• 10-under: Haven Dwyer, OFC Heat (Ohio)
• 12-under: Mara Goodwin, Indiana Gators Finchum '01
• 14-under: Summer Ackerson, Riptide (Fla.)
• 16-under: Madison Briggs, Bolingbrook Fury (Ill.)
• 18-under: Ashley Kleinbub, Indiana Shockwaves
Back home in Warrenvlle, Ill., when Madison Briggs isn't busy playing or practicing softball, it might be because she's busy playing or practicing volleyball or basketball at Wheaton Warrenville South High School.
Or she could be busy playing or practicing the violin. If not, then maybe she's busy studying, or maybe helping in some sort of charitable cause.
Basically, she's busy all the time. And she doesn't let Type 1 diabetes slow her down. She was diagnosed with that when she was 7 years old.
Briggs' 16-under Bolingbrook Fury teammates nominated her for Miss NSA. She was among the five winners -- one in each age group -- announced at Monday's opening ceremonies at Camp Jordan for the National Softball Association's A Division Eastern World Series youth fastpitch tournament. Nominations are submitted and winners are selected based on athletic and academic achievements and community service.
It seems that Briggs is all business, but she has a fun side, too. When she went to the stage Monday, she was all decked out in what was supposed to be 1980s garb.
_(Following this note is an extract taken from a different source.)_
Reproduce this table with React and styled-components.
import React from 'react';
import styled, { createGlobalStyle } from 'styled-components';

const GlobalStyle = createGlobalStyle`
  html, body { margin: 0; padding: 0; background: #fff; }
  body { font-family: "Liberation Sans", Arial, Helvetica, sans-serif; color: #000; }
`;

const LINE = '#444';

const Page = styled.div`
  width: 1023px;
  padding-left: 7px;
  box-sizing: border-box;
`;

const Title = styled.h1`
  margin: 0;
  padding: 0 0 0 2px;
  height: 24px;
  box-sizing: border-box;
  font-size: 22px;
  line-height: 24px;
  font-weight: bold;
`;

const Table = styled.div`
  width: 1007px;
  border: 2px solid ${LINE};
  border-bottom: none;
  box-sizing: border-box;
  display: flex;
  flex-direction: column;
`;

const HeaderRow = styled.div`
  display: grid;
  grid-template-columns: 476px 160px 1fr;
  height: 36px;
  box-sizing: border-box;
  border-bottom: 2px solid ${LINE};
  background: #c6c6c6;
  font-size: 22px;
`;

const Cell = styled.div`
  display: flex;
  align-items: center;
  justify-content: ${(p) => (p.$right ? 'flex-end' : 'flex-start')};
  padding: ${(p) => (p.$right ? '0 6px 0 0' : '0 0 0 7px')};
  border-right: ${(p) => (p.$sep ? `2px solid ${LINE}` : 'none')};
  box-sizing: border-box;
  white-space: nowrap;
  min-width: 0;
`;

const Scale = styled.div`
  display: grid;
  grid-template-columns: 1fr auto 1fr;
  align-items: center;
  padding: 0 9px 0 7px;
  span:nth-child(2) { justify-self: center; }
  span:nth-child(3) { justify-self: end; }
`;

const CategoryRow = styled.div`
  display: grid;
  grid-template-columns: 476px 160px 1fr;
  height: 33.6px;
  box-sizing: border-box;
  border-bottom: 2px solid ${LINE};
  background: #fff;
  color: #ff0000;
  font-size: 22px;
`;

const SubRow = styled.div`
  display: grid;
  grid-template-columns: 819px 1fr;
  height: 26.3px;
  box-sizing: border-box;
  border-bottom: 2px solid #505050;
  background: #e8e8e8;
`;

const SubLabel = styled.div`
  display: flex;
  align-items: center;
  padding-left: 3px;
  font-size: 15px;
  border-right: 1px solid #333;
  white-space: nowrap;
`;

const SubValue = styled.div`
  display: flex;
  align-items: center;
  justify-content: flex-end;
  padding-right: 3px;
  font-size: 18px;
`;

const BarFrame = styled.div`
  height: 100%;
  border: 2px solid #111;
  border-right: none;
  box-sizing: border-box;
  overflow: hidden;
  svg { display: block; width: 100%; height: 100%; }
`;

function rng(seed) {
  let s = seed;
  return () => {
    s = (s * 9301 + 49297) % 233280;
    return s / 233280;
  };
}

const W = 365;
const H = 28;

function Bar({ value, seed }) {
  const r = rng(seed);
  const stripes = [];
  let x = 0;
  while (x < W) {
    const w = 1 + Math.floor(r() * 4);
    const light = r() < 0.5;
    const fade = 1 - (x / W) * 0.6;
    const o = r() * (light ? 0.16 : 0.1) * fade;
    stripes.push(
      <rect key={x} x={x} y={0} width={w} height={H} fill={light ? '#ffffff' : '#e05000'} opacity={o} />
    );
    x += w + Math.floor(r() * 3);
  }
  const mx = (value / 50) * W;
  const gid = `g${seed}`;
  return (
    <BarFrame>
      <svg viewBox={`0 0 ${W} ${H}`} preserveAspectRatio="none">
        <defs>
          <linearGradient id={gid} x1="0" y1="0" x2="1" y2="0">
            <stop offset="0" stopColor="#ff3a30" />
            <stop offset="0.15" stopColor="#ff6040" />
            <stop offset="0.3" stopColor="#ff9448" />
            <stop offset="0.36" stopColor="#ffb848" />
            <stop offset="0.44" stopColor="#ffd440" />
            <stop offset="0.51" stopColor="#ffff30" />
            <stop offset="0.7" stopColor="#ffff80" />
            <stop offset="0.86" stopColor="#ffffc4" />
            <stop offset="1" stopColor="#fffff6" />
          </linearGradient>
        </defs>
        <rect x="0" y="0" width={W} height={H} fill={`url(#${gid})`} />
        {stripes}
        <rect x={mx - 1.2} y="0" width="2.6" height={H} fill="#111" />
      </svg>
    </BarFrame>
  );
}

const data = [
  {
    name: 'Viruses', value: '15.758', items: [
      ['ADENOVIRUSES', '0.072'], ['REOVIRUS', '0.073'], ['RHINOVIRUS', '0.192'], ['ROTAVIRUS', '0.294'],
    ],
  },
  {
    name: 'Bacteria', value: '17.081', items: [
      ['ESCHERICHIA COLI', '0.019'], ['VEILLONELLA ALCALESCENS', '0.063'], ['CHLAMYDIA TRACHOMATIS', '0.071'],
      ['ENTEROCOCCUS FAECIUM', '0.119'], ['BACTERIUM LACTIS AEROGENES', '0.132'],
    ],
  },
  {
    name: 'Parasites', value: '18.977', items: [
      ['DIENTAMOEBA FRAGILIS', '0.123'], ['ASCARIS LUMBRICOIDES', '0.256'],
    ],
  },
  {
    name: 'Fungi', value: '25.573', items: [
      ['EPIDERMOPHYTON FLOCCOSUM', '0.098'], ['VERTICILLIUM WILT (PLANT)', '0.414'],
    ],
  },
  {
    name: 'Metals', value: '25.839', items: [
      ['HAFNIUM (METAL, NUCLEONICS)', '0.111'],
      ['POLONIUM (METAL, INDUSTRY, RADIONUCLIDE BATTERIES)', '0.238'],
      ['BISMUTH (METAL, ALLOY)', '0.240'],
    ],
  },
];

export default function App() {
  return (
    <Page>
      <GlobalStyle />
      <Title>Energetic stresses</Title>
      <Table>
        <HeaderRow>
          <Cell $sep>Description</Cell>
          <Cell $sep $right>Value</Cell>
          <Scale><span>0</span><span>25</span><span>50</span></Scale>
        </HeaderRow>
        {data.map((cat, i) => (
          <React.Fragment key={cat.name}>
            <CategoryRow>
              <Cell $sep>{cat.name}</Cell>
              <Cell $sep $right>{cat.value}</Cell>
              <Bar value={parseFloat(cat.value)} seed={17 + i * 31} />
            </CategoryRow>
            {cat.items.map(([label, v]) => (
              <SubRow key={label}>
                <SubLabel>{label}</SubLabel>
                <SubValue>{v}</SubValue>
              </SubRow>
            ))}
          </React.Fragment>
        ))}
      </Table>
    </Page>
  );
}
"I looked really ridiculous when I went up there," Briggs said. "I had a ton of makeup on."
The Fury players had decided to dress in '80s-themed outfits for the parade of teams that took place earlier.
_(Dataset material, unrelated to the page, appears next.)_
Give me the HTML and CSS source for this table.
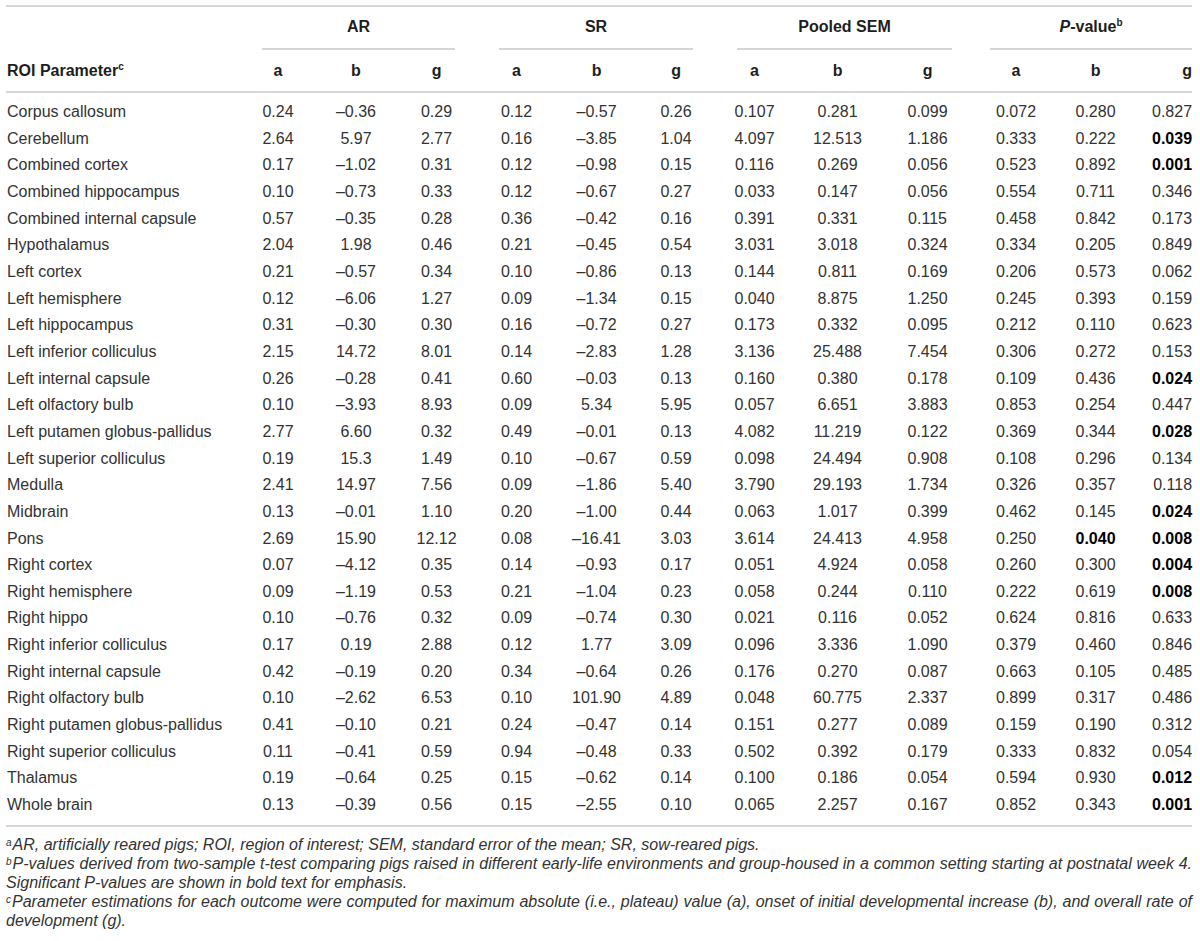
FILE: index.html
```html
<!DOCTYPE html>
<html lang="en">
  <head>
    <meta charset="UTF-8" />
    <meta name="viewport" content="width=device-width, initial-scale=1.0" />
    <title>Growth parameters by region of interest</title>
    <link rel="stylesheet" href="styles.css">
  </head>
  <body>
    <div class="table-wrap">
      <table class="data-table">
        <colgroup>
          <col class="col-label" />
          <col class="c1" /><col class="c2" /><col class="c3" />
          <col class="c4" /><col class="c5" /><col class="c6" />
          <col class="c7" /><col class="c8" /><col class="c9" />
          <col class="c10" /><col class="c11" /><col class="c12" />
        </colgroup>
        <thead>
          <tr class="group-row">
            <th></th>
            <th colspan="3" class="group"><div class="group-title">AR</div></th>
            <th colspan="3" class="group"><div class="group-title">SR</div></th>
            <th colspan="3" class="group"><div class="group-title">Pooled SEM</div></th>
            <th colspan="3" class="group group-last"><div class="group-title"><i>P</i>-value<sup>b</sup></div></th>
          </tr>
          <tr class="param-row">
            <th class="label">ROI Parameter<sup>c</sup></th>
            <th>a</th><th>b</th><th>g</th>
            <th>a</th><th>b</th><th>g</th>
            <th>a</th><th>b</th><th>g</th>
            <th>a</th><th>b</th><th class="last">g</th>
          </tr>
        </thead>
        <tbody id="rows"></tbody>
      </table>

      <div class="notes">
        <p><sup>a</sup>AR, artificially reared pigs; ROI, region of interest; SEM, standard error of the mean; SR, sow-reared pigs.</p>
        <p><sup>b</sup>P-values derived from two-sample t-test comparing pigs raised in different early-life environments and group-housed in a common setting starting at postnatal week 4. Significant P-values are shown in bold text for emphasis.</p>
        <p><sup>c</sup>Parameter estimations for each outcome were computed for maximum absolute (i.e., plateau) value (a), onset of initial developmental increase (b), and overall rate of development (g).</p>
      </div>
    </div>

    <script>
      // "*" marks a significant p-value (shown bold)
      const data = [
        ["Corpus callosum", "0.24 –0.36 0.29 0.12 –0.57 0.26 0.107 0.281 0.099 0.072 0.280 0.827"],
        ["Cerebellum", "2.64 5.97 2.77 0.16 –3.85 1.04 4.097 12.513 1.186 0.333 0.222 *0.039"],
        ["Combined cortex", "0.17 –1.02 0.31 0.12 –0.98 0.15 0.116 0.269 0.056 0.523 0.892 *0.001"],
        ["Combined hippocampus", "0.10 –0.73 0.33 0.12 –0.67 0.27 0.033 0.147 0.056 0.554 0.711 0.346"],
        ["Combined internal capsule", "0.57 –0.35 0.28 0.36 –0.42 0.16 0.391 0.331 0.115 0.458 0.842 0.173"],
        ["Hypothalamus", "2.04 1.98 0.46 0.21 –0.45 0.54 3.031 3.018 0.324 0.334 0.205 0.849"],
        ["Left cortex", "0.21 –0.57 0.34 0.10 –0.86 0.13 0.144 0.811 0.169 0.206 0.573 0.062"],
        ["Left hemisphere", "0.12 –6.06 1.27 0.09 –1.34 0.15 0.040 8.875 1.250 0.245 0.393 0.159"],
        ["Left hippocampus", "0.31 –0.30 0.30 0.16 –0.72 0.27 0.173 0.332 0.095 0.212 0.110 0.623"],
        ["Left inferior colliculus", "2.15 14.72 8.01 0.14 –2.83 1.28 3.136 25.488 7.454 0.306 0.272 0.153"],
        ["Left internal capsule", "0.26 –0.28 0.41 0.60 –0.03 0.13 0.160 0.380 0.178 0.109 0.436 *0.024"],
        ["Left olfactory bulb", "0.10 –3.93 8.93 0.09 5.34 5.95 0.057 6.651 3.883 0.853 0.254 0.447"],
        ["Left putamen globus-pallidus", "2.77 6.60 0.32 0.49 –0.01 0.13 4.082 11.219 0.122 0.369 0.344 *0.028"],
        ["Left superior colliculus", "0.19 15.3 1.49 0.10 –0.67 0.59 0.098 24.494 0.908 0.108 0.296 0.134"],
        ["Medulla", "2.41 14.97 7.56 0.09 –1.86 5.40 3.790 29.193 1.734 0.326 0.357 0.118"],
        ["Midbrain", "0.13 –0.01 1.10 0.20 –1.00 0.44 0.063 1.017 0.399 0.462 0.145 *0.024"],
        ["Pons", "2.69 15.90 12.12 0.08 –16.41 3.03 3.614 24.413 4.958 0.250 *0.040 *0.008"],
        ["Right cortex", "0.07 –4.12 0.35 0.14 –0.93 0.17 0.051 4.924 0.058 0.260 0.300 *0.004"],
        ["Right hemisphere", "0.09 –1.19 0.53 0.21 –1.04 0.23 0.058 0.244 0.110 0.222 0.619 *0.008"],
        ["Right hippo", "0.10 –0.76 0.32 0.09 –0.74 0.30 0.021 0.116 0.052 0.624 0.816 0.633"],
        ["Right inferior colliculus", "0.17 0.19 2.88 0.12 1.77 3.09 0.096 3.336 1.090 0.379 0.460 0.846"],
        ["Right internal capsule", "0.42 –0.19 0.20 0.34 –0.64 0.26 0.176 0.270 0.087 0.663 0.105 0.485"],
        ["Right olfactory bulb", "0.10 –2.62 6.53 0.10 101.90 4.89 0.048 60.775 2.337 0.899 0.317 0.486"],
        ["Right putamen globus-pallidus", "0.41 –0.10 0.21 0.24 –0.47 0.14 0.151 0.277 0.089 0.159 0.190 0.312"],
        ["Right superior colliculus", "0.11 –0.41 0.59 0.94 –0.48 0.33 0.502 0.392 0.179 0.333 0.832 0.054"],
        ["Thalamus", "0.19 –0.64 0.25 0.15 –0.62 0.14 0.100 0.186 0.054 0.594 0.930 *0.012"],
        ["Whole brain", "0.13 –0.39 0.56 0.15 –2.55 0.10 0.065 2.257 0.167 0.852 0.343 *0.001"],
      ];

      const tbody = document.getElementById("rows");
      tbody.innerHTML = data
        .map(([name, values]) => {
          const cells = values
            .split(" ")
            .map((v, i) => {
              const classes = [];
              if (v.startsWith("*")) classes.push("sig");
              if (i === 11) classes.push("last");
              return `<td class="${classes.join(" ")}">${v.replace("*", "")}</td>`;
            })
            .join("");
          return `<tr><td class="label">${name}</td>${cells}</tr>`;
        })
        .join("");
    </script>
  </body>
</html>
```

FILE: styles.css
```css
* {
  margin: 0;
  padding: 0;
  box-sizing: border-box;
}
body {
  background: #fff;
  color: #333;
  font-family: "Liberation Sans", Arial, sans-serif;
  font-size: 16px;
}
.table-wrap {
  width: 1186px;
  margin: 5px 0 0 6px;
}
.data-table {
  width: 100%;
  table-layout: fixed;
  border-collapse: collapse;
  border-top: 2px solid #d6d6d6;
}
.col-label { width: 234px; }
.c1 { width: 76px; }
.c2 { width: 80px; }
.c3 { width: 81px; }
.c4 { width: 79px; }
.c5 { width: 81px; }
.c6 { width: 78px; }
.c7 { width: 79px; }
.c8 { width: 87px; }
.c9 { width: 93px; }
.c10 { width: 84px; }
.c11 { width: 75px; }
.c12 { width: 59px; }

th {
  font-weight: bold;
  color: #1e1e1e;
  text-align: center;
  line-height: 18px;
}
th sup {
  font-size: 10px;
  line-height: 0;
  vertical-align: 6px;
}
.group {
  padding: 11px 22px 0 22px;
}
.group-last {
  padding: 11px 0 0 16px;
}
.group-title {
  padding-bottom: 12px;
  border-bottom: 2px solid #d6d6d6;
}
.param-row th {
  padding: 12px 0 11px;
  border-bottom: 2px solid #d6d6d6;
}
th.label,
td.label {
  text-align: left;
  padding-left: 1px;
}
td {
  text-align: center;
  line-height: 26.65px;
  white-space: nowrap;
}
td.last,
th.last {
  text-align: right;
}
td.sig {
  font-weight: bold;
  color: #000;
}
tbody tr:first-child td {
  padding-top: 6px;
}
tbody tr:last-child td {
  padding-bottom: 6px;
  border-bottom: 2px solid #d6d6d6;
}
.notes {
  margin-top: 8px;
  font-size: 16px;
  font-style: italic;
  line-height: 19px;
  text-align: justify;
  color: #333;
}
.notes sup {
  font-size: 10px;
  line-height: 0;
  vertical-align: 4px;
  margin-right: 1px;
}
```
"It was our version of the '80s," Briggs said. "Our parents said that was not at all the way they remember the '80s."
This is the third summer Brooks has played for Bolingbrook coach Dan Kobelt. He said the best asset she's brought to the team is her intensity.
"She's a very serious kid but still a young lady at heart," Kobelt said. "I like to have fun with her and joke with her when she's out there, but she's very subject to change."
Kobelt said now that he's been around her long enough, he can see how her diabetic condition can affect her mood.
"She can go from being happy and bubbly to a caged tiger," Kobelt said. "When that happens, I know her sugar may be low and I have to ask her if she's checked it lately."
She's had an insulin pump for about a year and a half, which helps regulate her blood sugar, but occasionally she still has to administer an injection.
Kobelt said athletically Briggs always seems to be in the middle of things, which includes the diamond and the batting order. In their second pool-play game Tuesday at the Summit of Softball Complex her ninth-inning home run proved to be the difference in a 7-6 victory, and she was the winning pitcher in relief.
Briggs will be a junior this school year and already has been chosen a captain on her high school team. Because she has excelled in some honors courses in her first two years in high school, she has a 4.8 grade point average.
Among her many charitable endeavors she volunteers and participates in the Ron Santo Walk to Cure Diabetes, held annually in locations around the Chicago area, and once she had a 10-minute talk with the former Cubs Hall of Famer. He battled Type 1 diabetes before his death in 2010.
"He was so amazing," she said. "It's difficult to find someone that understands what you're talking about when you have diabetes and play sports."
Briggs aspires to play softball in college, and she's considering a career in physical therapy. She said her teammates tell her she does a good job helping stretch them out before games.
She plays the violin because her older sister started playing it first. She just turned 16 this month and can't wait to get her driver's license so she can drive her younger sister places.
It seems Briggs has reasons for everything she does -- and that's a lot.
"I like helping out," she said. "I like staying busy."